Generally, five to six barge loads of cattle are taken off the island, with return trips often bringing new cattle and heifers to the island.
The cattle are transported over to Langham Beach at Stanage Bay, where Rex Jones also purchased a large seaside property to bring cattle over to the mainland for further grazing before selling.
Mr Barnes said these major transportation sessions takes place from Marble Island each year, pending weather conditions.
"With the transport of cattle, we're dictated by the tides," he said.
"We have to have the bigger tides, which aren't there all the time and you have periods through the month where tides are not high enough for us to operate."

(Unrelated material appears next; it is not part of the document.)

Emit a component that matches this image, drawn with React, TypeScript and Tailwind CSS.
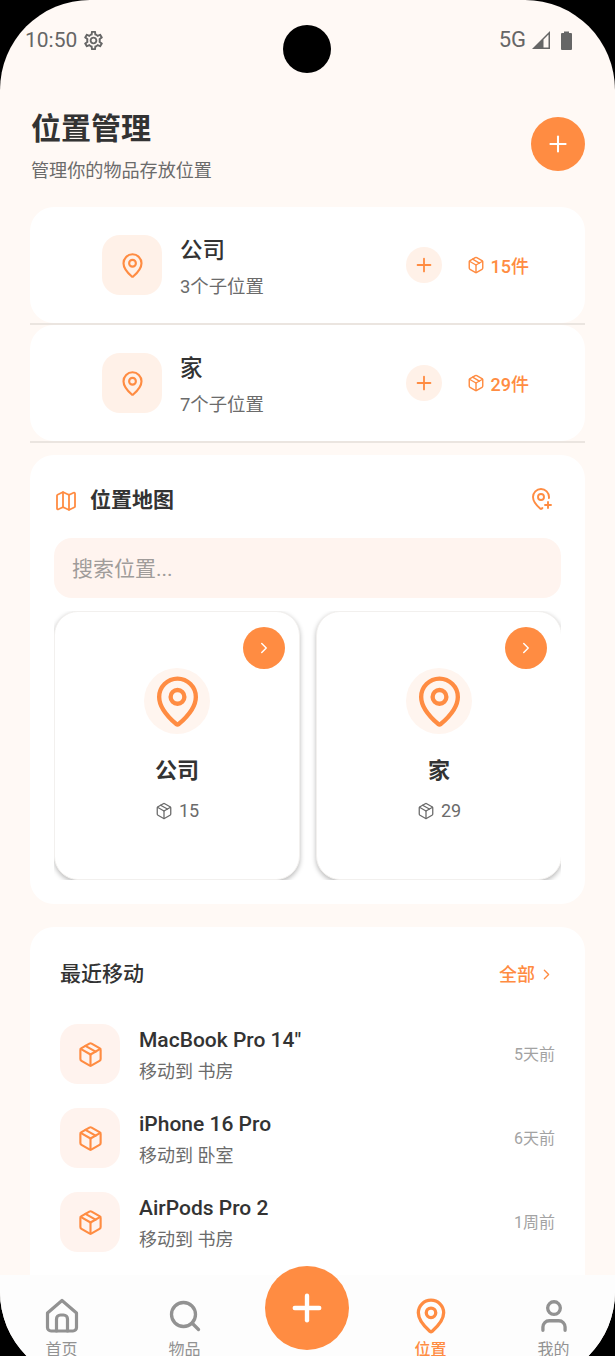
import React from "react";
import { Plus, MapPin, Package, Map, MapPinPlus, ChevronRight, Search, User } from "lucide-react";
import { MdOutlineSettings } from "react-icons/md";

function Chip({ name, sub, count }: { name: string; sub: string; count: string }) {
  return (
    <div className="flex h-[118px] flex-col">
      <div className="flex h-[116px] items-center rounded-[24px] bg-white pl-[72px] pr-[56px]">
        <div className="flex h-[60px] w-[60px] items-center justify-center rounded-[18px] bg-[#fff1e8]">
          <MapPin size={27} strokeWidth={1.9} className="text-[#ff8c42]" />
        </div>
        <div className="ml-[18px] flex-1">
          <div className="mt-[4px] text-[22.5px] leading-[30px] font-medium text-[#333333]">{name}</div>
          <div className="mt-[10px] text-[18.4px] leading-[24px] text-[#6b6b6b]">{sub}</div>
        </div>
        <div className="flex h-9 w-9 items-center justify-center rounded-full bg-[#fff1e8]">
          <Plus size={22} strokeWidth={2} className="text-[#ff8c42]" />
        </div>
        <Package size={18} strokeWidth={1.9} className="ml-[25px] text-[#ff8c42]" />
        <span className="ml-[6px] mt-[2px] text-[18px] font-medium text-[#ff8c42]">{count}</span>
      </div>
      <div className="h-[2px] bg-[#ebe5e0]" />
    </div>
  );
}

function MapCard({ name, count }: { name: string; count: string }) {
  return (
    <div className="relative flex h-[269px] w-[246px] shrink-0 flex-col items-center rounded-[24px] border border-[#f2f0ee] bg-white shadow-[0_2px_5px_rgba(0,0,0,0.28)]">
      <div className="absolute right-[14px] top-[15px] flex h-[42px] w-[42px] items-center justify-center rounded-full bg-[#ff8c42]">
        <ChevronRight size={18} strokeWidth={1.9} className="text-white" />
      </div>
      <div className="mt-[56px] flex h-[66px] w-[66px] items-center justify-center rounded-full bg-[#fff5ef]">
        <MapPin size={55} strokeWidth={1.9} className="text-[#ff8c42]" />
      </div>
      <div className="mt-[22px] text-[22px] leading-[30px] font-bold text-[#333333]">{name}</div>
      <div className="mt-[13px] flex items-center gap-[6px] text-[18px] leading-[24px] text-[#6b6b6b]">
        <Package size={18} strokeWidth={1.7} />
        <span>{count}</span>
      </div>
    </div>
  );
}

function Move({ name, to, time }: { name: string; to: string; time: string }) {
  return (
    <div className="flex h-[60px] items-center">
      <div className="flex h-[60px] w-[60px] items-center justify-center rounded-[18px] bg-[#fff3ee]">
        <Package size={27} strokeWidth={1.9} className="text-[#ff8c42]" />
      </div>
      <div className="ml-[19px] flex-1">
        <div className="mt-[2px] text-[21px] leading-[28px] font-medium text-[#333333]">{name}</div>
        <div className="mt-[6px] text-[18px] leading-[24px] text-[#6b6b6b]">{to}</div>
      </div>
      <div className="mt-[1px] text-[16px] text-[#a3a3a3]">{time}</div>
    </div>
  );
}

function NavItem({ label, active, children }: { label: string; active?: boolean; children?: React.ReactNode }) {
  return (
    <div className={`flex w-[123px] flex-col items-center ${active ? "text-[#ff8c42]" : "text-[#929292]"}`}>
      <div className="flex h-[36px] items-center justify-center">{children}</div>
      <div className={`mt-[8px] text-[16px] leading-[15px] ${active ? "font-medium" : ""}`}>{label}</div>
    </div>
  );
}

export default function App() {
  return (
    <div
      className="relative h-[1356px] w-[615px] overflow-hidden bg-black"
      style={{ fontFamily: 'Roboto, "Noto Sans CJK SC", sans-serif' }}
    >
      <div className="relative flex h-[1382px] w-[615px] flex-col overflow-hidden rounded-[90px] bg-[#fff9f5]">
        <div className="flex h-[80px] shrink-0 items-start justify-between pl-[25px] pr-[43px] pt-[26px] text-[#666666]">
          <div className="flex items-center gap-[5px]">
            <span className="text-[21px] leading-[28px]">10:50</span>
            <MdOutlineSettings size={23} />
          </div>
          <div className="flex items-center">
            <span className="text-[22px] leading-[28px]">5G</span>
            <svg className="ml-[6px]" width="18" height="18" viewBox="0 0 18 18">
              <path d="M18 0v18H0z M16.5 3.6 11.5 8.6v7.9h5z" fill="#666666" fillRule="evenodd" />
            </svg>
            <svg className="ml-[11px]" width="11" height="19" viewBox="0 0 11 19">
              <path d="M3 2V0.5h5V2h2a1 1 0 0 1 1 1v15a1 1 0 0 1-1 1H1a1 1 0 0 1-1-1V3a1 1 0 0 1 1-1z" fill="#666666" />
            </svg>
          </div>
        </div>
        <div className="absolute left-[283px] top-[25px] h-12 w-12 rounded-full bg-black" />

        <div className="flex min-h-0 flex-1 flex-col overflow-hidden px-[30px]">
          <div className="flex h-[127px] shrink-0 items-start justify-between pl-[1px] pt-[28px]">
            <div>
              <div className="text-[30px] leading-[42px] font-bold text-[#333333]">位置管理</div>
              <div className="mt-[8px] text-[18.1px] leading-[26px] text-[#6b6b6b]">管理你的物品存放位置</div>
            </div>
            <div className="mt-[9px] flex h-[54px] w-[54px] items-center justify-center rounded-full bg-[#ff8c42]">
              <Plus size={26} strokeWidth={1.9} className="text-white" />
            </div>
          </div>

          <Chip name="公司" sub="3个子位置" count="15件" />
          <Chip name="家" sub="7个子位置" count="29件" />

          <div className="mt-[12px] h-[449px] shrink-0 rounded-[24px] bg-white px-[24px]">
            <div className="flex h-[83px] items-center pt-[8px]">
              <Map size={24} strokeWidth={1.8} className="text-[#ff8c42]" />
              <span className="ml-[12px] flex-1 text-[21px] font-bold text-[#333333]">位置地图</span>
              <MapPinPlus size={24} strokeWidth={1.9} className="mr-[8px] -mt-[4px] text-[#ff8c42]" />
            </div>
            <div className="flex h-[60px] items-center rounded-[18px] bg-[#fff4ef] px-[18px] pt-[3px] text-[21px] text-[#a09c9a]">搜索位置...</div>
            <div className="mt-[13px] flex h-[269px] gap-[16px] overflow-hidden">
              <MapCard name="公司" count="15" />
              <MapCard name="家" count="29" />
            </div>
          </div>

          <div className="mt-[23px] flex-1 rounded-t-[24px] bg-white px-[30px]">
            <div className="flex h-[94px] items-center pt-[1px]">
              <span className="flex-1 text-[21px] font-medium text-[#333333]">最近移动</span>
              <span className="text-[18px] font-medium text-[#ff8c42]">全部</span>
              <ChevronRight size={17} strokeWidth={1.9} className="ml-[3px] text-[#ff8c42]" />
            </div>
            <div className="mt-[3px] flex flex-col gap-[24px]">
              <Move name={'MacBook Pro 14"'} to="移动到 书房" time="5天前" />
              <Move name="iPhone 16 Pro" to="移动到 卧室" time="6天前" />
              <Move name="AirPods Pro 2" to="移动到 书房" time="1周前" />
            </div>
          </div>
        </div>

        <div className="relative flex h-[107px] shrink-0 bg-[#fdfdfd] pt-[23px]">
          <NavItem label="首页">
            <svg width="36" height="36" viewBox="0 0 36 36" fill="none" stroke="currentColor" strokeWidth="3.2" strokeLinejoin="round" strokeLinecap="round">
              <path d="M3.5 15 18 2.5 32.5 15v14.5a3.5 3.5 0 0 1-3.5 3.5H7a3.5 3.5 0 0 1-3.5-3.5z" />
              <path d="M12.5 33V21a4 4 0 0 1 4-4h3a4 4 0 0 1 4 4v12" />
            </svg>
          </NavItem>
          <NavItem label="物品"><Search size={36} strokeWidth={2.2} /></NavItem>
          <div className="w-[123px]" />
          <NavItem label="位置" active><MapPin size={38} strokeWidth={2.1} /></NavItem>
          <NavItem label="我的"><User size={38} strokeWidth={2.1} /></NavItem>
          <div className="absolute left-[265px] top-[-9px] flex h-[84px] w-[84px] items-center justify-center rounded-full bg-[#ff8c42]">
            <Plus size={42} strokeWidth={2.5} className="text-white" />
          </div>
        </div>
      </div>
    </div>
  );
}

Mr Barnes said it required a lot of precision planning.
"The planning takes around two-three days including getting it all set so you can achieve the best possible outcome," he said.
"We muster them down to the beach, where we've set up a portable race and pens, and a loading ramp on the beach," he said.
"We allow them a big curfew before loading them as well.
"Once we leave Marble Island on a high tide, we also try get to Stanage Bay on the same tide."
Cattle are then trucked a further 175km to Rockhampton.
"The barge would be a better ride than the transport they get on the mainland," Mr Barnes said.
Back in May, the company sold Droughtmaster steers and cows at the weekly Gracemere Sale at CQLX.
Their 15 steers averaged 289kg and topped their weight category selling for 640c to return $1854/hd.
Marble island also boasts tourist accommodation, which the company says is a 'unique experience on a private island meets cattle property homestead'.